** START OF SOURCE EXCERPT **
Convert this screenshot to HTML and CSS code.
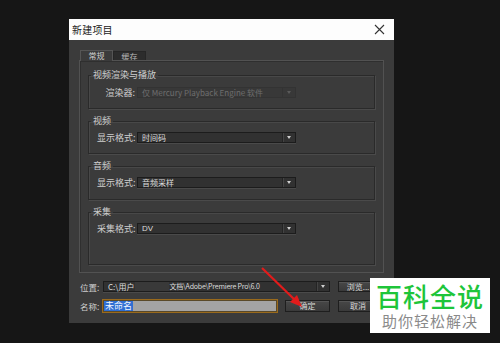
FILE: index.html
```html
<!DOCTYPE html>
<html lang="zh">
<head>
<meta charset="utf-8">
<link rel="stylesheet" href="styles.css">
</head>
<body>
<div class="dialog">
  <div class="titlebar">
    <span class="title">新建项目</span>
    <svg class="close" width="11" height="11" viewBox="0 0 11 11"><path d="M1 1L10 10M10 1L1 10" stroke="#333" stroke-width="1.1" fill="none"/></svg>
  </div>
  <div class="body">
    <div class="tabs">
      <div class="tab active">常规</div>
      <div class="tab">缓存</div>
    </div>
    <div class="panel">
      <fieldset class="group g1">
        <legend>视频渲染与播放</legend>
        <div class="row"><span class="lbl lbl-r">渲染器:</span><div class="select disabled"><span class="val">仅 Mercury Playback Engine 软件</span><span class="arrow"></span></div></div>
      </fieldset>
      <fieldset class="group g2">
        <legend>视频</legend>
        <div class="row"><span class="lbl">显示格式:</span><div class="select"><span class="val">时间码</span><span class="arrow"></span></div></div>
      </fieldset>
      <fieldset class="group g3">
        <legend>音频</legend>
        <div class="row"><span class="lbl">显示格式:</span><div class="select"><span class="val">音频采样</span><span class="arrow"></span></div></div>
      </fieldset>
      <fieldset class="group g4">
        <legend>采集</legend>
        <div class="row"><span class="lbl">采集格式:</span><div class="select"><span class="val latin">DV</span><span class="arrow"></span></div></div>
      </fieldset>
    </div>
    <div class="bottom-row loc">
      <span class="blbl">位置:</span>
      <div class="select path"><span class="val">C:\用户</span><span class="blur"></span><span class="val rest">文档\Adobe\Premiere Pro\6.0</span><span class="arrow"></span></div>
      <div class="btn">浏览...</div>
    </div>
    <div class="bottom-row name">
      <span class="blbl">名称:</span>
      <div class="namefield"><span class="sel">未命名</span></div>
      <div class="btn ok">确定</div>
      <div class="btn">取消</div>
    </div>
  </div>
</div>
<svg class="red-arrow" width="60" height="50" viewBox="0 0 60 50"><path d="M3 2L38 36" stroke="#e21b1b" stroke-width="2.2" fill="none"/><path d="M43 41L31 36L38 29Z" fill="#e21b1b"/></svg>
<div class="watermark">
  <div class="wm-main">百科全说</div>
  <div class="wm-sub">助你轻松解决</div>
</div>
</body>
</html>
```
FILE: styles.css
```css
html, body { margin: 0; padding: 0; }
body {
  width: 500px; height: 343px; overflow: hidden;
  background: #161616;
  font-family: "Noto Sans CJK SC", "Liberation Sans", sans-serif;
  position: relative;
}
.dialog {
  margin: 19px 0 0 69px;
  width: 325px; height: 304px;
  background: #3b3b3b;
  display: flex; flex-direction: column;
}
.titlebar {
  height: 21px; background: #fdfdfd;
  display: flex; align-items: center; justify-content: space-between;
  padding: 0 9px 0 3px;
  box-sizing: border-box;
}
.title { font-size: 10px; color: #222; line-height: 21px; letter-spacing: 0.2px; }
.close { display: block; }
.body { padding: 10px 10px 0 10px; display: flex; flex-direction: column; }
.tabs { display: flex; height: 10px; margin-left: 1px; }
.tab {
  width: 33px; box-sizing: border-box;
  font-size: 8px; text-align: center; color: #b8b8b8;
  background: #2c2c2c; border: 1px solid #262626; border-bottom: none;
  margin-top: 1px; height: 9px; line-height: 9px;
}
.tab.active { background: #3b3b3b; color: #d0d0d0; border-color: #555; margin-top: 0; height: 11px; line-height: 10px; position: relative; z-index: 1; }
.panel {
  height: 213px; box-sizing: border-box;
  border: 1px solid #525252;
  box-shadow: inset 1px 1px 0 #2f2f2f;
  padding: 9px 8px 0 8px;
  display: flex; flex-direction: column; gap: 7px;
}
.group {
  margin: 0; min-inline-size: 0;
  border: 1px solid #2a2a2a;
  box-shadow: 1px 1px 0 #4a4a4a, inset 1px 1px 0 #484848;
  padding: 6px 0 10px 0;
}
.group legend {
  font-size: 9px; line-height: 10px; color: #cfcfcf;
  padding: 0 2px; margin-left: 2px;
}
.g1 { padding-top: 7px; }
.g3 { padding-bottom: 11px; }
.g4 { padding-bottom: 30px; }
.row { display: flex; align-items: center; height: 11px; }
.lbl { width: 40px; margin-left: 8px; font-size: 9px; color: #cfcfcf; line-height: 11px; white-space: nowrap; }
.lbl-r { text-align: right; width: 38px; margin-left: 8px; margin-right: 2px; }
.select {
  position: relative;
  width: 159px; height: 11px; box-sizing: border-box;
  background: #313131; border: 1px solid #1c1c1c;
  box-shadow: 0 1px 0 #4a4a4a;
  display: flex; align-items: center;
  font-size: 8px; color: #dcdcdc; line-height: 9px;
}
.select .val { padding-left: 4px; white-space: nowrap; }
.latin { font-family: "Liberation Sans", sans-serif; }
.select.disabled { background: #383838; color: #6e6e6e; border-color: #333; box-shadow: none; }
.select .arrow {
  margin-left: auto; width: 12px; height: 100%;
  border-left: 1px solid #242424;
  box-shadow: inset 1px 0 0 #444;
  display: flex; align-items: center; justify-content: center;
}
.select .arrow::after {
  content: ""; border-left: 2.5px solid transparent; border-right: 2.5px solid transparent; border-top: 3px solid #cfcfcf;
}
.select.disabled .arrow { border-left-color: #333; box-shadow: none; }
.select.disabled .arrow::after { border-top-color: #5a5a5a; }
.bottom-row { display: flex; align-items: center; }
.loc { margin-top: 8px; height: 11px; }
.name { margin-top: 7px; height: 14px; }
.blbl { width: 23px; margin-left: 1px; font-size: 8.5px; color: #cfcfcf; white-space: nowrap; }
.select.path { width: 227px; }
.path .val { font-size: 8px; }
.path .blur { width: 34px; height: 9px; background: #393939; margin-left: 1px; }
.path .val.rest { padding-left: 0; font-size: 7px; letter-spacing: -0.2px; }
.btn {
  width: 40px; height: 11px; box-sizing: border-box;
  margin-left: 8px;
  background: linear-gradient(#474747, #3a3a3a);
  border: 1px solid #1e1e1e;
  box-shadow: inset 0 1px 0 #555;
  font-size: 8px; color: #d8d8d8; line-height: 9px; text-align: center;
}
.name .btn { height: 12px; line-height: 10px; }
.btn.ok { width: 45px; margin-left: 7px; }
.namefield {
  width: 176px; height: 14px; box-sizing: border-box; margin-left: -1px;
  border: 1px solid #9a6a1c;
  background: #a4a4a4;
  box-shadow: inset 0 0 0 1px #5a4a2a;
  padding: 1px 1px;
  display: flex; align-items: center;
}
.sel { background: #2f6ed2; color: #f2f6ff; font-size: 9px; line-height: 10px; padding: 0 1px; }
.red-arrow { position: absolute; left: 259px; top: 266px; }
.watermark {
  position: absolute; left: 370px; top: 278px;
  width: 120px; height: 55px; background: #fff;
  display: flex; flex-direction: column; align-items: center;
}
.wm-main { font-size: 26px; line-height: 28px; height: 28px; color: #1ec53a; font-weight: 500; letter-spacing: 1px; margin-top: 4px; }
.wm-sub { font-size: 15px; line-height: 18px; height: 18px; color: #8a8a8a; letter-spacing: 1px; margin-top: 2px; }
```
** END OF SOURCE EXCERPT **
- EXERCISE PROMPT: Leave the pictures out and output the rest of the listing exactly.

- COMPLETED EXERCISE:
Convert this screenshot to HTML and CSS code.
FILE: index.html
```html
<!DOCTYPE html>
<html lang="zh">
<head>
<meta charset="utf-8">
<link rel="stylesheet" href="styles.css">
</head>
<body>
<div class="dialog">
  <div class="titlebar">
    <span class="title">新建项目</span>
    <svg class="close" width="11" height="11" viewBox="0 0 11 11"><path d="M1 1L10 10M10 1L1 10" stroke="#333" stroke-width="1.1" fill="none"/></svg>
  </div>
  <div class="body">
    <div class="tabs">
      <div class="tab active">常规</div>
      <div class="tab">缓存</div>
    </div>
    <div class="panel">
      <fieldset class="group g1">
        <legend>视频渲染与播放</legend>
        <div class="row"><span class="lbl lbl-r">渲染器:</span><div class="select disabled"><span class="val">仅 Mercury Playback Engine 软件</span><span class="arrow"></span></div></div>
      </fieldset>
      <fieldset class="group g2">
        <legend>视频</legend>
        <div class="row"><span class="lbl">显示格式:</span><div class="select"><span class="val">时间码</span><span class="arrow"></span></div></div>
      </fieldset>
      <fieldset class="group g3">
        <legend>音频</legend>
        <div class="row"><span class="lbl">显示格式:</span><div class="select"><span class="val">音频采样</span><span class="arrow"></span></div></div>
      </fieldset>
      <fieldset class="group g4">
        <legend>采集</legend>
        <div class="row"><span class="lbl">采集格式:</span><div class="select"><span class="val latin">DV</span><span class="arrow"></span></div></div>
      </fieldset>
    </div>
    <div class="bottom-row loc">
      <span class="blbl">位置:</span>
      <div class="select path"><span class="val">C:\用户</span><span class="blur"></span><span class="val rest">文档\Adobe\Premiere Pro\6.0</span><span class="arrow"></span></div>
      <div class="btn">浏览...</div>
    </div>
    <div class="bottom-row name">
      <span class="blbl">名称:</span>
      <div class="namefield"><span class="sel">未命名</span></div>
      <div class="btn ok">确定</div>
      <div class="btn">取消</div>
    </div>
  </div>
</div>
<svg class="red-arrow" width="60" height="50" viewBox="0 0 60 50"><path d="M3 2L38 36" stroke="#e21b1b" stroke-width="2.2" fill="none"/><path d="M43 41L31 36L38 29Z" fill="#e21b1b"/></svg>
<div class="watermark">
  <div class="wm-main">百科全说</div>
  <div class="wm-sub">助你轻松解决</div>
</div>
</body>
</html>
```
FILE: styles.css
```css
html, body { margin: 0; padding: 0; }
body {
  width: 500px; height: 343px; overflow: hidden;
  background: #161616;
  font-family: "Noto Sans CJK SC", "Liberation Sans", sans-serif;
  position: relative;
}
.dialog {
  margin: 19px 0 0 69px;
  width: 325px; height: 304px;
  background: #3b3b3b;
  display: flex; flex-direction: column;
}
.titlebar {
  height: 21px; background: #fdfdfd;
  display: flex; align-items: center; justify-content: space-between;
  padding: 0 9px 0 3px;
  box-sizing: border-box;
}
.title { font-size: 10px; color: #222; line-height: 21px; letter-spacing: 0.2px; }
.close { display: block; }
.body { padding: 10px 10px 0 10px; display: flex; flex-direction: column; }
.tabs { display: flex; height: 10px; margin-left: 1px; }
.tab {
  width: 33px; box-sizing: border-box;
  font-size: 8px; text-align: center; color: #b8b8b8;
  background: #2c2c2c; border: 1px solid #262626; border-bottom: none;
  margin-top: 1px; height: 9px; line-height: 9px;
}
.tab.active { background: #3b3b3b; color: #d0d0d0; border-color: #555; margin-top: 0; height: 11px; line-height: 10px; position: relative; z-index: 1; }
.panel {
  height: 213px; box-sizing: border-box;
  border: 1px solid #525252;
  box-shadow: inset 1px 1px 0 #2f2f2f;
  padding: 9px 8px 0 8px;
  display: flex; flex-direction: column; gap: 7px;
}
.group {
  margin: 0; min-inline-size: 0;
  border: 1px solid #2a2a2a;
  box-shadow: 1px 1px 0 #4a4a4a, inset 1px 1px 0 #484848;
  padding: 6px 0 10px 0;
}
.group legend {
  font-size: 9px; line-height: 10px; color: #cfcfcf;
  padding: 0 2px; margin-left: 2px;
}
.g1 { padding-top: 7px; }
.g3 { padding-bottom: 11px; }
.g4 { padding-bottom: 30px; }
.row { display: flex; align-items: center; height: 11px; }
.lbl { width: 40px; margin-left: 8px; font-size: 9px; color: #cfcfcf; line-height: 11px; white-space: nowrap; }
.lbl-r { text-align: right; width: 38px; margin-left: 8px; margin-right: 2px; }
.select {
  position: relative;
  width: 159px; height: 11px; box-sizing: border-box;
  background: #313131; border: 1px solid #1c1c1c;
  box-shadow: 0 1px 0 #4a4a4a;
  display: flex; align-items: center;
  font-size: 8px; color: #dcdcdc; line-height: 9px;
}
.select .val { padding-left: 4px; white-space: nowrap; }
.latin { font-family: "Liberation Sans", sans-serif; }
.select.disabled { background: #383838; color: #6e6e6e; border-color: #333; box-shadow: none; }
.select .arrow {
  margin-left: auto; width: 12px; height: 100%;
  border-left: 1px solid #242424;
  box-shadow: inset 1px 0 0 #444;
  display: flex; align-items: center; justify-content: center;
}
.select .arrow::after {
  content: ""; border-left: 2.5px solid transparent; border-right: 2.5px solid transparent; border-top: 3px solid #cfcfcf;
}
.select.disabled .arrow { border-left-color: #333; box-shadow: none; }
.select.disabled .arrow::after { border-top-color: #5a5a5a; }
.bottom-row { display: flex; align-items: center; }
.loc { margin-top: 8px; height: 11px; }
.name { margin-top: 7px; height: 14px; }
.blbl { width: 23px; margin-left: 1px; font-size: 8.5px; color: #cfcfcf; white-space: nowrap; }
.select.path { width: 227px; }
.path .val { font-size: 8px; }
.path .blur { width: 34px; height: 9px; background: #393939; margin-left: 1px; }
.path .val.rest { padding-left: 0; font-size: 7px; letter-spacing: -0.2px; }
.btn {
  width: 40px; height: 11px; box-sizing: border-box;
  margin-left: 8px;
  background: linear-gradient(#474747, #3a3a3a);
  border: 1px solid #1e1e1e;
  box-shadow: inset 0 1px 0 #555;
  font-size: 8px; color: #d8d8d8; line-height: 9px; text-align: center;
}
.name .btn { height: 12px; line-height: 10px; }
.btn.ok { width: 45px; margin-left: 7px; }
.namefield {
  width: 176px; height: 14px; box-sizing: border-box; margin-left: -1px;
  border: 1px solid #9a6a1c;
  background: #a4a4a4;
  box-shadow: inset 0 0 0 1px #5a4a2a;
  padding: 1px 1px;
  display: flex; align-items: center;
}
.sel { background: #2f6ed2; color: #f2f6ff; font-size: 9px; line-height: 10px; padding: 0 1px; }
.red-arrow { position: absolute; left: 259px; top: 266px; }
.watermark {
  position: absolute; left: 370px; top: 278px;
  width: 120px; height: 55px; background: #fff;
  display: flex; flex-direction: column; align-items: center;
}
.wm-main { font-size: 26px; line-height: 28px; height: 28px; color: #1ec53a; font-weight: 500; letter-spacing: 1px; margin-top: 4px; }
.wm-sub { font-size: 15px; line-height: 18px; height: 18px; color: #8a8a8a; letter-spacing: 1px; margin-top: 2px; }
```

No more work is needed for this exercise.